◆ **Data provided**:
===============

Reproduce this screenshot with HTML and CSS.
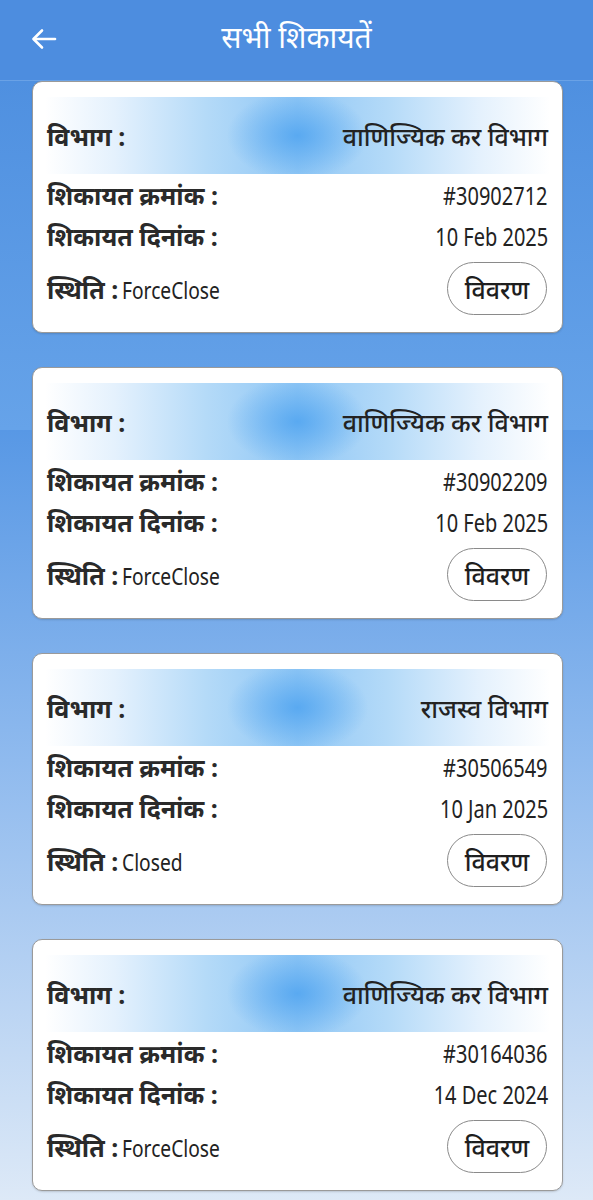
FILE: index.html
```html
<!DOCTYPE html>
<html lang="hi">
<head>
<meta charset="utf-8">
<title>सभी शिकायतें</title>
<link rel="stylesheet" href="styles.css">
</head>
<body>
<header class="topbar">
  <button class="back" aria-label="back">
    <svg width="26" height="22" viewBox="0 0 26 22" fill="none" stroke="#fff" stroke-width="2.6" stroke-linecap="round" stroke-linejoin="round"><path d="M24 11H3"/><path d="M11 2.5L2.5 11L11 19.5"/></svg>
  </button>
  <h1 class="title">सभी शिकायतें</h1>
</header>
<main class="list">
  <section class="card">
    <div class="head"><span class="lbl">विभाग :</span><span class="val">वाणिज्यिक कर विभाग</span></div>
    <div class="row"><span class="lbl">शिकायत क्रमांक :</span><span class="lat">#30902712</span></div>
    <div class="row"><span class="lbl">शिकायत दिनांक :</span><span class="lat">10 Feb 2025</span></div>
    <div class="status"><span><span class="lbl">स्थिति :</span> <span class="lat st">ForceClose</span></span><button class="btn">विवरण</button></div>
  </section>
  <section class="card">
    <div class="head"><span class="lbl">विभाग :</span><span class="val">वाणिज्यिक कर विभाग</span></div>
    <div class="row"><span class="lbl">शिकायत क्रमांक :</span><span class="lat">#30902209</span></div>
    <div class="row"><span class="lbl">शिकायत दिनांक :</span><span class="lat">10 Feb 2025</span></div>
    <div class="status"><span><span class="lbl">स्थिति :</span> <span class="lat st">ForceClose</span></span><button class="btn">विवरण</button></div>
  </section>
  <section class="card">
    <div class="head"><span class="lbl">विभाग :</span><span class="val">राजस्व विभाग</span></div>
    <div class="row"><span class="lbl">शिकायत क्रमांक :</span><span class="lat">#30506549</span></div>
    <div class="row"><span class="lbl">शिकायत दिनांक :</span><span class="lat">10 Jan 2025</span></div>
    <div class="status"><span><span class="lbl">स्थिति :</span> <span class="lat st">Closed</span></span><button class="btn">विवरण</button></div>
  </section>
  <section class="card">
    <div class="head"><span class="lbl">विभाग :</span><span class="val">वाणिज्यिक कर विभाग</span></div>
    <div class="row"><span class="lbl">शिकायत क्रमांक :</span><span class="lat">#30164036</span></div>
    <div class="row"><span class="lbl">शिकायत दिनांक :</span><span class="lat">14 Dec 2024</span></div>
    <div class="status"><span><span class="lbl">स्थिति :</span> <span class="lat st">ForceClose</span></span><button class="btn">विवरण</button></div>
  </section>
</main>
</body>
</html>
```
FILE: styles.css
```css
* { box-sizing: border-box; }
html, body {
  margin: 0;
  padding: 0;
}
body {
  font-family: "Noto Sans", "Noto Sans Devanagari", "Lohit Devanagari", sans-serif;
  color: #222;
  min-height: 1200px;
  background: linear-gradient(to bottom, #4d8ddf 0px, #4f90e0 81px, #66a3e9 430px, #5898e5 430px, #8fbaee 760px, #dde9f7 1200px) no-repeat;
  background-size: 100% 1200px;
  overflow: hidden;
}
.topbar {
  height: 81px;
  background: #4d8ddf;
  border-bottom: 1px solid #6aa2e6;
  display: flex;
  align-items: center;
  position: relative;
}
.back {
  background: none;
  border: 0;
  padding: 0;
  margin: 0 0 2px 31px;
  width: 26px;
  height: 22px;
  display: flex;
}
.title {
  position: absolute;
  left: 0;
  right: 0;
  top: 16px;
  margin: 0;
  text-align: center;
  color: #fff;
  font-size: 30px;
  font-weight: 400;
  line-height: 42px;
  pointer-events: none;
}
.list {
  display: flex;
  flex-direction: column;
  gap: 34px;
  padding: 0 30px 0 32px;
}
.card {
  background: #fff;
  border: 1px solid #9a9a9a;
  border-radius: 10px;
  padding: 15px 14px 17px 14px;
  box-shadow: 0 1px 2px rgba(0,0,0,0.15);
}
.head, .row, .status {
  display: flex;
  justify-content: space-between;
  align-items: center;
}
.head {
  height: 77px;
  margin: 0 -2px;
  padding: 0 2px;
  background:
    radial-gradient(ellipse 14% 58% at 50% 50%, rgba(80,164,240,0.85), rgba(80,164,240,0) 100%),
    linear-gradient(to right, #ffffff 0%, #e4f1fd 14%, #b4daf8 32%, #90c7f5 50%, #b4daf8 68%, #e4f1fd 86%, #ffffff 100%);
}
.row { height: 41px; }
.status {
  height: 53px;
  margin-top: 6px;
}
.lbl {
  font-weight: 700;
  font-size: 25px;
  color: #2a2a2a;
}
.val {
  font-size: 25px;
  font-weight: 500;
  color: #222;
}
.lat {
  display: inline-block;
  font-size: 25px;
  font-weight: 400;
  color: #222;
  transform: scaleX(0.8);
  transform-origin: right center;
}
.st {
  font-size: 24px;
  transform-origin: left center;
}
.btn {
  width: 100px;
  height: 53px;
  border: 1.5px solid #8a8a8a;
  border-radius: 27px;
  background: #fff;
  font-family: inherit;
  font-size: 25px;
  font-weight: 500;
  color: #1e1e1e;
  padding: 0;
  margin-right: 1px;
}
```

===============

◆ **Requirements**: Copy the material exactly. Do not include the pictures.

◆ **Answer to this exercise**:
Reproduce this screenshot with HTML and CSS.
FILE: index.html
```html
<!DOCTYPE html>
<html lang="hi">
<head>
<meta charset="utf-8">
<title>सभी शिकायतें</title>
<link rel="stylesheet" href="styles.css">
</head>
<body>
<header class="topbar">
  <button class="back" aria-label="back">
    <svg width="26" height="22" viewBox="0 0 26 22" fill="none" stroke="#fff" stroke-width="2.6" stroke-linecap="round" stroke-linejoin="round"><path d="M24 11H3"/><path d="M11 2.5L2.5 11L11 19.5"/></svg>
  </button>
  <h1 class="title">सभी शिकायतें</h1>
</header>
<main class="list">
  <section class="card">
    <div class="head"><span class="lbl">विभाग :</span><span class="val">वाणिज्यिक कर विभाग</span></div>
    <div class="row"><span class="lbl">शिकायत क्रमांक :</span><span class="lat">#30902712</span></div>
    <div class="row"><span class="lbl">शिकायत दिनांक :</span><span class="lat">10 Feb 2025</span></div>
    <div class="status"><span><span class="lbl">स्थिति :</span> <span class="lat st">ForceClose</span></span><button class="btn">विवरण</button></div>
  </section>
  <section class="card">
    <div class="head"><span class="lbl">विभाग :</span><span class="val">वाणिज्यिक कर विभाग</span></div>
    <div class="row"><span class="lbl">शिकायत क्रमांक :</span><span class="lat">#30902209</span></div>
    <div class="row"><span class="lbl">शिकायत दिनांक :</span><span class="lat">10 Feb 2025</span></div>
    <div class="status"><span><span class="lbl">स्थिति :</span> <span class="lat st">ForceClose</span></span><button class="btn">विवरण</button></div>
  </section>
  <section class="card">
    <div class="head"><span class="lbl">विभाग :</span><span class="val">राजस्व विभाग</span></div>
    <div class="row"><span class="lbl">शिकायत क्रमांक :</span><span class="lat">#30506549</span></div>
    <div class="row"><span class="lbl">शिकायत दिनांक :</span><span class="lat">10 Jan 2025</span></div>
    <div class="status"><span><span class="lbl">स्थिति :</span> <span class="lat st">Closed</span></span><button class="btn">विवरण</button></div>
  </section>
  <section class="card">
    <div class="head"><span class="lbl">विभाग :</span><span class="val">वाणिज्यिक कर विभाग</span></div>
    <div class="row"><span class="lbl">शिकायत क्रमांक :</span><span class="lat">#30164036</span></div>
    <div class="row"><span class="lbl">शिकायत दिनांक :</span><span class="lat">14 Dec 2024</span></div>
    <div class="status"><span><span class="lbl">स्थिति :</span> <span class="lat st">ForceClose</span></span><button class="btn">विवरण</button></div>
  </section>
</main>
</body>
</html>
```
FILE: styles.css
```css
* { box-sizing: border-box; }
html, body {
  margin: 0;
  padding: 0;
}
body {
  font-family: "Noto Sans", "Noto Sans Devanagari", "Lohit Devanagari", sans-serif;
  color: #222;
  min-height: 1200px;
  background: linear-gradient(to bottom, #4d8ddf 0px, #4f90e0 81px, #66a3e9 430px, #5898e5 430px, #8fbaee 760px, #dde9f7 1200px) no-repeat;
  background-size: 100% 1200px;
  overflow: hidden;
}
.topbar {
  height: 81px;
  background: #4d8ddf;
  border-bottom: 1px solid #6aa2e6;
  display: flex;
  align-items: center;
  position: relative;
}
.back {
  background: none;
  border: 0;
  padding: 0;
  margin: 0 0 2px 31px;
  width: 26px;
  height: 22px;
  display: flex;
}
.title {
  position: absolute;
  left: 0;
  right: 0;
  top: 16px;
  margin: 0;
  text-align: center;
  color: #fff;
  font-size: 30px;
  font-weight: 400;
  line-height: 42px;
  pointer-events: none;
}
.list {
  display: flex;
  flex-direction: column;
  gap: 34px;
  padding: 0 30px 0 32px;
}
.card {
  background: #fff;
  border: 1px solid #9a9a9a;
  border-radius: 10px;
  padding: 15px 14px 17px 14px;
  box-shadow: 0 1px 2px rgba(0,0,0,0.15);
}
.head, .row, .status {
  display: flex;
  justify-content: space-between;
  align-items: center;
}
.head {
  height: 77px;
  margin: 0 -2px;
  padding: 0 2px;
  background:
    radial-gradient(ellipse 14% 58% at 50% 50%, rgba(80,164,240,0.85), rgba(80,164,240,0) 100%),
    linear-gradient(to right, #ffffff 0%, #e4f1fd 14%, #b4daf8 32%, #90c7f5 50%, #b4daf8 68%, #e4f1fd 86%, #ffffff 100%);
}
.row { height: 41px; }
.status {
  height: 53px;
  margin-top: 6px;
}
.lbl {
  font-weight: 700;
  font-size: 25px;
  color: #2a2a2a;
}
.val {
  font-size: 25px;
  font-weight: 500;
  color: #222;
}
.lat {
  display: inline-block;
  font-size: 25px;
  font-weight: 400;
  color: #222;
  transform: scaleX(0.8);
  transform-origin: right center;
}
.st {
  font-size: 24px;
  transform-origin: left center;
}
.btn {
  width: 100px;
  height: 53px;
  border: 1.5px solid #8a8a8a;
  border-radius: 27px;
  background: #fff;
  font-family: inherit;
  font-size: 25px;
  font-weight: 500;
  color: #1e1e1e;
  padding: 0;
  margin-right: 1px;
}
```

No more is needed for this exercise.